Two days ago, I was reading a book, Healing the Shame that Binds You, and learned some interesting insights into recovery from abuse. Mainly, I realized that I probably did not get a whole lot of physical affection when I was very young. I remember wanting to be held but my mom being too busy or not wanting to. Perhaps in those times, it took its toll.
While I was traveling back from getting my dinner, I thought about an exercise that the therapist in the book suggested. I don’t know how effective his method is, but I did glean my own ideas from his. I realized part of the process of healing is rewiring my neural passageways, or as the Bible puts it, renewing my mind. So, as I drove, I thought back to a childhood memory I had of when I was in the fourth grade.
When I was in elementary school, I would play with my friend, Rebekah, every morning. Most of our play involved some type of gymnastic. Often, I would get rugburn on my knees from falling down from a handstand or some such thing.

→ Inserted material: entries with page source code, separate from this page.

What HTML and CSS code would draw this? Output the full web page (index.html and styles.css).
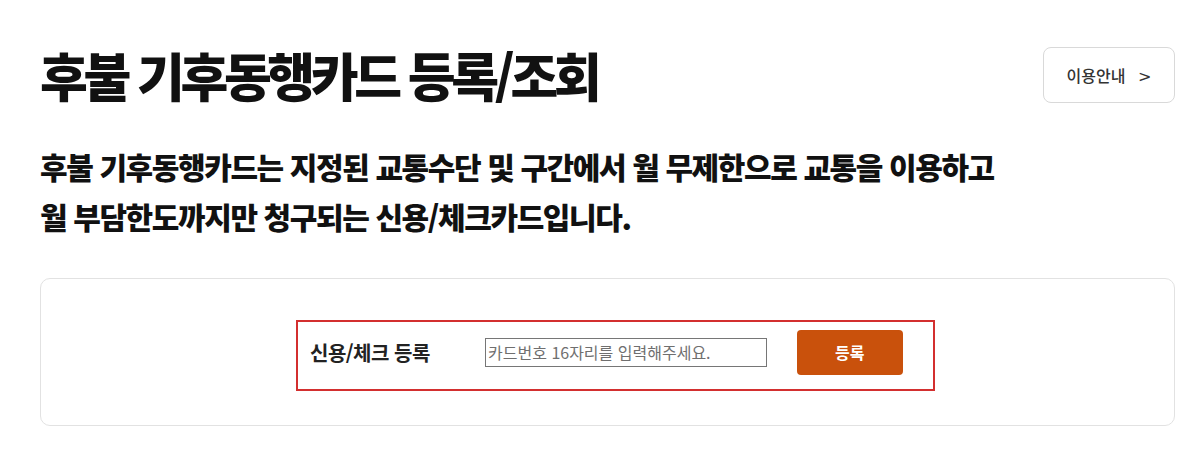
FILE: index.html
```html
<!DOCTYPE html>
<html lang="ko">
<head>
    <meta charset="utf-8">
    <title>후불 기후동행카드 등록/조회</title>
    <link rel="stylesheet" href="styles.css">
</head>
<body>
    <div class="page">
        <div class="page-header">
            <h1 class="page-title">후불 기후동행카드 등록/조회</h1>
            <button type="button" class="guide-btn">이용안내 <span class="guide-arrow">&gt;</span></button>
        </div>

        <p class="intro">후불 기후동행카드는 지정된 교통수단 및 구간에서 월 무제한으로 교통을 이용하고<br>월 부담한도까지만 청구되는 신용/체크카드입니다.</p>

        <div class="card-box">
            <form class="register-form">
                <label for="cardNumber" class="register-label">신용/체크 등록</label>
                <input type="text" id="cardNumber" class="register-input" placeholder="카드번호 16자리를 입력해주세요.">
                <button type="button" class="register-btn">등록</button>
            </form>
        </div>
    </div>
</body>
</html>
```

FILE: styles.css
```css
body {
    margin: 0;
    padding: 0;
    background: #ffffff;
    color: #111;
    font-family: "Noto Sans CJK KR", "Noto Sans", sans-serif;
}

.page {
    padding: 46px 25px 0 40px;
}

.page-header {
    display: flex;
    justify-content: space-between;
    align-items: center;
    height: 58px;
}

.page-title {
    margin: 0;
    font-size: 52px;
    font-weight: 900;
    letter-spacing: -4.4px;
    line-height: 58px;
    color: #111;
}

.guide-btn {
    height: 56px;
    width: 132px;
    background: #fff;
    border: 1px solid #d9d9d9;
    border-radius: 8px;
    font-family: inherit;
    font-size: 16px;
    font-weight: 500;
    color: #333;
    cursor: pointer;
}

.guide-arrow {
    margin-left: 8px;
    font-family: "DejaVu Sans", sans-serif;
    font-weight: 400;
}

.intro {
    margin: 37px 0 0;
    font-size: 30px;
    font-weight: 900;
    line-height: 50px;
    letter-spacing: -1.4px;
    color: #111;
}

.card-box {
    margin-top: 37px;
    height: 148px;
    box-sizing: border-box;
    padding-top: 6px;
    border: 1px solid #e2e2e2;
    border-radius: 10px;
    display: flex;
    justify-content: center;
    align-items: center;
}

.register-form {
    display: flex;
    align-items: center;
    width: 639px;
    height: 71px;
    box-sizing: border-box;
    border: 2px solid #d32f2f;
    padding: 0 30px 6px 12px;
    margin-left: 16px;
}

.register-label {
    width: 176px;
    font-size: 20px;
    font-weight: 700;
    letter-spacing: -0.5px;
    color: #222;
}

.register-input {
    width: 283px;
    height: 29px;
    box-sizing: border-box;
    border: 1px solid #767676;
    padding: 0 2px;
    font-family: inherit;
    font-size: 16px;
    color: #333;
}

.register-input::placeholder {
    color: #6f6f6f;
}

.register-btn {
    margin-left: 30px;
    width: 107px;
    height: 45px;
    background: #c9510c;
    color: #fff;
    border: none;
    border-radius: 4px;
    font-family: inherit;
    font-size: 16px;
    font-weight: 700;
    cursor: pointer;
}
```
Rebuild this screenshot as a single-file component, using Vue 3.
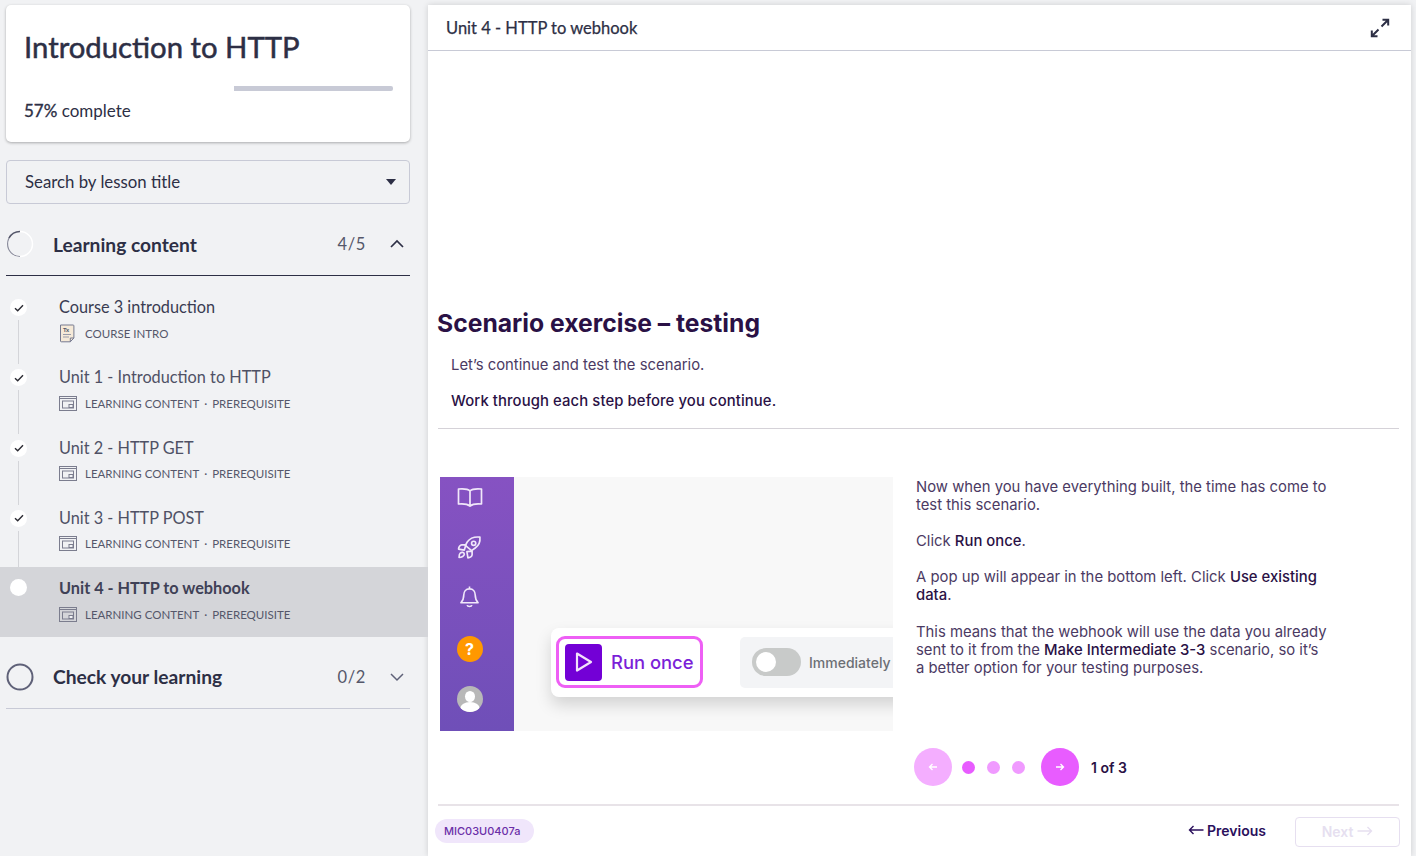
<template>
  <div class="page">
    <aside class="barra">
      <section class="cartao-curso">
        <h1 class="titulo-curso">Introduction to HTTP</h1>
        <div class="progresso"><div class="progresso-feito" :style="{ width: progresso + '%' }"></div></div>
        <p class="progresso-texto"><b>57%</b> complete</p>
      </section>

      <div class="busca">
        <span>Search by lesson title</span>
        <i class="seta-baixo"></i>
      </div>

      <div class="secao secao-aberta">
        <svg class="anel" width="28" height="28" viewBox="0 0 28 28">
          <circle cx="14" cy="14" r="12.5" fill="none" stroke="#fff" stroke-width="1.5" />
          <path d="M5.2 5.2A12.5 12.5 0 0 0 5.2 22.8A12.5 12.5 0 0 0 14 26.5" fill="none" stroke="#8a8c9c" stroke-width="1.2" />
          <path d="M14 1.5A12.5 12.5 0 0 0 3 8" fill="none" stroke="#55576a" stroke-width="1.5" />
        </svg>
        <span class="secao-titulo">Learning content</span>
        <span class="secao-conta">4/5</span>
        <svg class="chevron" width="16" height="10" viewBox="0 0 16 10"><path d="M2 8l6-6 6 6" fill="none" stroke="#2d2f45" stroke-width="1.7" /></svg>
      </div>

      <ul class="licoes">
        <li v-for="(licao, i) in licoes" :key="licao.titulo" class="licao" :class="{ ativa: licao.ativa }">
          <span class="ponto">
            <svg v-if="!licao.ativa" width="10" height="8" viewBox="0 0 10 8"><path d="M1 4.2l2.7 2.6L9 1.2" fill="none" stroke="#2b2b33" stroke-width="1.4" /></svg>
          </span>
          <span v-if="i < licoes.length - 1" class="ligacao"></span>
          <div class="licao-titulo">{{ licao.titulo }}</div>
          <div class="licao-meta">
            <svg v-if="licao.intro" class="icone-intro" width="16" height="19" viewBox="0 0 16 19">
              <path d="M1.5 1h12.6a.8.8 0 0 1 .8.8V14l-3.6 3.8H2.3a.8.8 0 0 1-.8-.8z" fill="#f6ead8" stroke="#767a90" stroke-width="1" />
              <path d="M11.3 17.8V14h3.6" fill="none" stroke="#767a90" />
              <path d="M4 10.5h8M4 13h6" stroke="#9a9caa" />
              <text x="4" y="8" class="tx">Tx</text>
            </svg>
            <svg v-else class="icone-licao" width="18" height="15" viewBox="0 0 18 15">
              <rect x=".5" y=".5" width="17" height="14" fill="none" stroke="#7b7d8e" />
              <path d="M1 2.5h16" stroke="#7b7d8e" />
              <rect x="3.5" y="5" width="11" height="7" fill="none" stroke="#7b7d8e" />
              <rect x="10" y="8.5" width="4" height="3" fill="#f1f2f4" stroke="#7b7d8e" />
            </svg>
            <span>{{ licao.meta }}</span>
            <template v-if="!licao.intro">
              <span class="meta-ponto">·</span>
              <span>PREREQUISITE</span>
            </template>
          </div>
        </li>
      </ul>

      <div class="secao secao-fechada">
        <svg class="anel" width="28" height="28" viewBox="0 0 28 28"><circle cx="14" cy="14" r="12.5" fill="none" stroke="#5f6178" stroke-width="2" /></svg>
        <span class="secao-titulo">Check your learning</span>
        <span class="secao-conta">0/2</span>
        <svg class="chevron" width="16" height="10" viewBox="0 0 16 10"><path d="M2 2l6 6 6-6" fill="none" stroke="#5f6178" stroke-width="1.5" /></svg>
      </div>
    </aside>

    <main class="painel">
      <header class="painel-topo">
        <span>Unit 4 - HTTP to webhook</span>
        <svg width="20" height="20" viewBox="0 0 20 20">
          <path d="M11.5 8.5L18 2M12.5 1.8h5.7v5.7M8.5 11.5L2 18M7.5 18.2H1.8v-5.7" fill="none" stroke="#2d2f45" stroke-width="2" />
        </svg>
      </header>

      <div class="conteudo">
        <h2 class="exercicio">Scenario exercise – testing</h2>
        <p class="intro">Let’s continue and test the scenario.</p>
        <p class="intro forte">Work through each step before you continue.</p>
        <hr class="divisor" />

        <div class="passo">
          <div class="imagem">
            <div class="lateral">
              <span class="lateral-item">
                <svg width="26" height="20" viewBox="0 0 26 20" fill="none" stroke="#f1e8fa" stroke-width="1.7" stroke-linejoin="round">
                  <path d="M13 4C11 2 7 1.5 1.5 2v15c5-.5 9 0 11.5 2 2.5-2 6.5-2.5 11.5-2V2C19 1.5 15 2 13 4zM13 4v15" />
                </svg>
              </span>
              <span class="lateral-item">
                <svg width="25" height="25" viewBox="0 0 24 24" fill="none" stroke="#f1e8fa" stroke-width="1.6" stroke-linejoin="round">
                  <path d="M22 2c-5-.5-9.5 1-12 4.500L8 10l6 5 3.500-2.500C21 10 22.500 6.500 22 2z" />
                  <circle cx="16" cy="8" r="2" />
                  <path d="M8.500 9.500H4.500C3 9.500 1.500 11.500 1.500 13.500l5.500 1zM14.500 15.500v3.500c0 1.500-2 3-4 3l-1-6zM3 17.500c1.500-1.500 4-1 4 1 0 1.500-2.500 3-5 3 0-1.500 0-3 1-4z" />
                </svg>
              </span>
              <span class="lateral-item">
                <svg width="21" height="24" viewBox="0 0 22 24" fill="none" stroke="#f1e8fa" stroke-width="1.7" stroke-linejoin="round">
                  <path d="M11 1v2.500M11 3.500c-4 0-6 3-6 6.500 0 4-1 6-3 8h18c-2-2-3-4-3-8 0-3.500-2-6.500-6-6.500zM8.500 20.500c.5 2 4.500 2 5 0" />
                </svg>
              </span>
              <span class="lateral-item desce"><span class="ajuda">?</span></span>
              <span class="lateral-item desce"><span class="avatar"><i class="cabeca"></i><i class="ombros"></i></span></span>
            </div>
            <div class="tela">
              <div class="barra-run">
                <div class="run-destaque">
                  <span class="run-icone">
                    <svg width="20" height="20" viewBox="0 0 20 20"><path d="M3 1.500l14 8.500-14 8.500z" fill="none" stroke="#f3e2fb" stroke-width="2.200" stroke-linejoin="round" /></svg>
                  </span>
                  <span class="run-texto">Run once</span>
                </div>
                <span class="separador"></span>
                <div class="agenda">
                  <span class="chave"><i></i></span>
                  <span class="agenda-texto">Immediately</span>
                </div>
              </div>
            </div>
          </div>

          <div class="explicacao">
            <p>Now when you have everything built, the time has come to test this scenario.</p>
            <p>Click <b>Run once</b>.</p>
            <p>A pop up will appear in the bottom left. Click <b>Use existing data</b>.</p>
            <p>This means that the webhook will use the data you already sent to it from the <b>Make Intermediate 3-3</b> scenario, so it’s a better option for your testing purposes.</p>
          </div>

          <div class="paginador">
            <span class="circulo apagado">
              <svg width="10" height="10" viewBox="0 0 10 10"><path d="M9 5H1.500M4.500 2L1.500 5l3 3" fill="none" stroke="#fff" stroke-width="1.300" /></svg>
            </span>
            <span class="bolinhas"><i class="atual"></i><i></i><i></i></span>
            <span class="circulo">
              <svg width="10" height="10" viewBox="0 0 10 10"><path d="M1 5h7.500M5.500 2l3 3-3 3" fill="none" stroke="#fff" stroke-width="1.300" /></svg>
            </span>
            <span class="pagina">1 of 3</span>
          </div>
        </div>

        <hr class="divisor rodape-linha" />
        <footer class="rodape">
          <span class="codigo">MIC03U0407a</span>
          <a class="anterior">
            <svg width="16" height="10" viewBox="0 0 16 10"><path d="M15.500 5H1.500M5.500 1l-4 4 4 4" fill="none" stroke="#2a0f5c" stroke-width="1.400" /></svg>
            Previous
          </a>
          <button class="proximo" disabled>
            Next
            <svg width="16" height="10" viewBox="0 0 16 10"><path d="M.5 5h14M10.500 1l4 4-4 4" fill="none" stroke="#e6dff0" stroke-width="1.400" /></svg>
          </button>
        </footer>
      </div>
    </main>
  </div>
</template>

<script setup>
const progresso = 57

const licoes = [
  { titulo: "Course 3 introduction", meta: "COURSE INTRO", intro: true },
  { titulo: "Unit 1 - Introduction to HTTP", meta: "LEARNING CONTENT" },
  { titulo: "Unit 2 - HTTP GET", meta: "LEARNING CONTENT" },
  { titulo: "Unit 3 - HTTP POST", meta: "LEARNING CONTENT" },
  { titulo: "Unit 4 - HTTP to webhook", meta: "LEARNING CONTENT", ativa: true },
]
</script>

<style>
html,
body {
  margin: 0;
  background: #f1f2f4;
}
</style>

<style scoped>
.page {
  display: flex;
  height: 856px;
  overflow: hidden;
  background: #f1f2f4;
  font-family: Lato, "Liberation Sans", sans-serif;
  color: #2d2f45;
}

.barra {
  width: 428px;
  flex-shrink: 0;
  padding-top: 5px;
  box-sizing: border-box;
}

.cartao-curso {
  margin: 0 18px 0 6px;
  height: 137px;
  box-sizing: border-box;
  padding: 24px 17px 0 18px;
  background: #fff;
  border-radius: 5px;
  box-shadow: 0 1px 3px rgba(0, 0, 0, 0.3);
}
.titulo-curso {
  margin: 0;
  font-size: 29.3px;
  line-height: 36px;
  font-weight: 400;
  -webkit-text-stroke: 0.5px #2d2f45;
}
.progresso {
  margin-top: 21px;
  height: 5px;
  border-radius: 2px;
  background: #c8cad6;
}
.progresso-feito {
  height: 5px;
  background: #fff;
}
.progresso-texto {
  margin: 7px 0 0;
  font-size: 17px;
  line-height: 26px;
}
.progresso-texto b {
  font-weight: 400;
  -webkit-text-stroke: 0.35px #2d2f45;
}

.busca {
  margin: 18px 18px 0 6px;
  height: 44px;
  box-sizing: border-box;
  padding: 0 13px 2px 18px;
  display: flex;
  align-items: center;
  justify-content: space-between;
  border: 1px solid #c8cad6;
  border-radius: 4px;
  font-size: 16.8px;
}
.seta-baixo {
  width: 0;
  height: 0;
  margin-top: 2px;
  border: 5px solid transparent;
  border-top: 6px solid #2d2f45;
  border-bottom: 0;
}

.secao {
  margin: 0 18px 0 6px;
  display: flex;
  align-items: center;
  box-sizing: border-box;
}
.secao-aberta {
  height: 72px;
  padding-top: 9px;
  border-bottom: 1px solid #2d2f45;
}
.secao-fechada {
  height: 72px;
  padding-top: 8px;
  border-bottom: 1px solid #c8cad6;
}
.anel {
  flex-shrink: 0;
}
.secao-titulo {
  margin-left: 19px;
  flex: 1;
  font-size: 19.2px;
  font-weight: 700;
}
.secao-conta {
  font-size: 16.5px;
  color: #55576a;
  letter-spacing: 0.6px;
}
.chevron {
  margin: 0 5px 0 23px;
}

.licoes {
  list-style: none;
  margin: 0;
  padding: 10px 0 0;
}
.licao {
  position: relative;
  height: 70.25px;
  box-sizing: border-box;
  padding: 9px 0 0 59px;
}
.licao.ativa {
  background: #d4d5d9;
}
.ponto {
  position: absolute;
  left: 10px;
  top: 13px;
  width: 17px;
  height: 17px;
  border-radius: 50%;
  background: #fff;
  display: flex;
  align-items: center;
  justify-content: center;
}
.ativa .ponto {
  top: 12px;
}
.ligacao {
  position: absolute;
  left: 18px;
  top: 34px;
  width: 1px;
  height: 44px;
  background: #d4d5d9;
}
.licao-titulo {
  font-size: 16.3px;
  line-height: 24px;
  color: #4f5165;
}
.licao:first-child .licao-titulo {
  color: #3a3c52;
}
.ativa .licao-titulo {
  font-weight: 700;
  color: #3f4156;
}
.licao-meta {
  display: flex;
  align-items: center;
  gap: 8px;
  margin-top: 4px;
  height: 20px;
  font-size: 11.5px;
  color: #55576a;
}
.meta-ponto {
  margin: 0 -3px;
}
.icone-intro {
  margin-right: 2px;
  flex-shrink: 0;
}
.tx {
  font-size: 6px;
  font-weight: 700;
  fill: #55576a;
}

.painel {
  width: 983px;
  margin-top: 5px;
  background: #fff;
  box-shadow: 0 0 6px rgba(0, 0, 0, 0.15);
  display: flex;
  flex-direction: column;
}
.painel-topo {
  height: 46px;
  box-sizing: border-box;
  padding: 0 21px 0 18px;
  display: flex;
  align-items: center;
  justify-content: space-between;
  border-bottom: 1px solid #c8cad6;
  font-size: 16.5px;
  -webkit-text-stroke: 0.25px #2d2f45;
}

.conteudo {
  padding: 255px 12px 0 9px;
  font-family: Inter, "Liberation Sans", sans-serif;
  color: #4b3a63;
}
.exercicio {
  margin: 0 0 16px;
  font-size: 24.7px;
  line-height: 34px;
  font-weight: 700;
  color: #2a1145;
}
.intro {
  margin: 0 0 18px 14px;
  font-size: 14.85px;
  line-height: 18px;
}
.forte {
  font-weight: 500;
  letter-spacing: 0.1px;
  color: #2a1145;
}
.divisor {
  margin: 0 0 0 1px;
  border: 0;
  border-top: 1px solid #d5d2d8;
}

.passo {
  margin: 48px 0 0 3px;
  display: grid;
  grid-template-columns: 453px 1fr;
  column-gap: 23px;
}
.imagem {
  height: 254px;
  display: flex;
  overflow: hidden;
  background: #f8f8f8;
}
.lateral {
  width: 74px;
  flex-shrink: 0;
  box-sizing: border-box;
  padding-right: 15px;
  display: flex;
  flex-direction: column;
  align-items: center;
  gap: 10px;
  background: linear-gradient(#8652c2, #6f4fb8);
}
.lateral-item {
  height: 40px;
  display: flex;
  align-items: center;
  justify-content: center;
}
.desce {
  padding-top: 4px;
  height: 36px;
}
.ajuda {
  width: 26px;
  height: 26px;
  border-radius: 50%;
  background: #ff9800;
  color: #fff;
  font-weight: 700;
  font-size: 16px;
  line-height: 26px;
  text-align: center;
}
.avatar {
  position: relative;
  width: 26px;
  height: 26px;
  border-radius: 50%;
  background: #b8b8b8;
  overflow: hidden;
}
.cabeca {
  position: absolute;
  left: 8px;
  top: 5px;
  width: 10px;
  height: 11px;
  border-radius: 50%;
  background: #fff;
}
.ombros {
  position: absolute;
  left: 3px;
  top: 16px;
  width: 20px;
  height: 14px;
  border-radius: 50%;
  background: #fff;
}
.tela {
  flex: 1;
  min-width: 0;
  padding: 151px 0 0 37px;
}
.barra-run {
  width: 380px;
  height: 69px;
  box-sizing: border-box;
  padding: 8px 5px 9px;
  display: flex;
  align-items: center;
  background: #fff;
  border-radius: 8px;
  box-shadow: 0 8px 16px rgba(0, 0, 0, 0.15);
}
.run-destaque {
  width: 147px;
  height: 52px;
  box-sizing: border-box;
  padding-left: 6px;
  display: flex;
  align-items: center;
  gap: 9px;
  flex-shrink: 0;
  border: 3px solid #ee5ff5;
  border-radius: 9px;
}
.run-icone {
  width: 37px;
  height: 37px;
  border-radius: 4px;
  background: #7300d6;
  display: flex;
  align-items: center;
  justify-content: center;
}
.run-texto {
  font-size: 18.4px;
  font-weight: 500;
  color: #7b1fd8;
}
.separador {
  width: 2px;
  height: 14px;
  margin: 0 20px 0 17px;
  background: #dfe1e6;
}
.agenda {
  width: 190px;
  height: 51px;
  flex-shrink: 0;
  box-sizing: border-box;
  padding-left: 12px;
  display: flex;
  align-items: center;
  gap: 8px;
  background: #f3f4f6;
  border-radius: 5px;
}
.chave {
  width: 49px;
  height: 28px;
  box-sizing: border-box;
  padding: 4px;
  border-radius: 14px;
  background: #c8cac9;
}
.chave i {
  display: block;
  width: 20px;
  height: 20px;
  border-radius: 50%;
  background: #fff;
}
.agenda-texto {
  font-size: 14px;
  font-weight: 500;
  color: #6c6f75;
}

.explicacao {
  width: 412px;
  padding-top: 0.5px;
  font-size: 14.85px;
  line-height: 18px;
}
.explicacao p {
  margin: 0 0 18.4px;
}
.explicacao b {
  font-weight: 500;
  color: #2a1145;
}

.paginador {
  grid-column: 2;
  margin: 17px 0 0 -2px;
  display: flex;
  align-items: center;
  font-size: 14px;
}
.circulo {
  width: 38px;
  height: 38px;
  border-radius: 50%;
  background: #e85cff;
  display: flex;
  align-items: center;
  justify-content: center;
}
.apagado {
  background: #f4aeff;
}
.bolinhas {
  display: flex;
  gap: 12px;
  margin: 0 16px 0 10px;
}
.bolinhas i {
  width: 13px;
  height: 13px;
  border-radius: 50%;
  background: #f09aff;
}
.bolinhas .atual {
  background: #e85cff;
}
.pagina {
  margin-left: 12px;
  font-weight: 600;
  color: #2a1145;
}

.rodape-linha {
  margin-top: 18px;
  border-top: 2px solid #e8e3e8;
}
.rodape {
  margin: 9px -1px 0 -2px;
  display: flex;
  align-items: center;
  font-size: 14px;
}
.codigo {
  height: 24px;
  margin-right: auto;
  padding: 0 14px 0 9px;
  border-radius: 12px;
  background: #f0e6fb;
  font-size: 11px;
  font-weight: 500;
  line-height: 24px;
  color: #6b2fa8;
}
.anterior {
  display: flex;
  align-items: center;
  gap: 3px;
  margin-right: 29px;
  padding-bottom: 2px;
  font-weight: 600;
  color: #2a0f5c;
}
.proximo {
  width: 105px;
  height: 30px;
  margin-top: 2px;
  display: flex;
  align-items: center;
  justify-content: center;
  gap: 4px;
  padding: 0 0 2px;
  background: #fff;
  border: 1px solid #e6dff0;
  border-radius: 4px;
  font: 600 14px Inter, "Liberation Sans", sans-serif;
  color: #e6dff0;
}
</style>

This memory was one of those times. I ran crying to my mom because it hurt. All I remember about my run-in with her was her lack of sympathy. I think it was because I got injured so much she just didn’t want to deal with it at that time. I felt very rejected.
When it was time to go to class, I walked in and started bawling, mainly because my mom didn’t hug me or comfort me. I do remember my teacher looking at me with sympathy in her eyes and taking time to clean my wound and put a band aid on it.
While thinking about the memory, I did a little theophostics and replaced the memory of the painful rejection with a mental picture of crawling into Jesus’ lap once I walked into the room and had him take my pain away. It worked. I don’t have pain when I think about that memory anymore.
But it did bring up some deep grief. I came home and knew I needed a hug, so my roommate hugged me while I wept on her shoulder.
And this was all tied to food! Food has been my comfort these past 20+ years. I’m just now working toward finding my comfort in other things. It was a good start, though.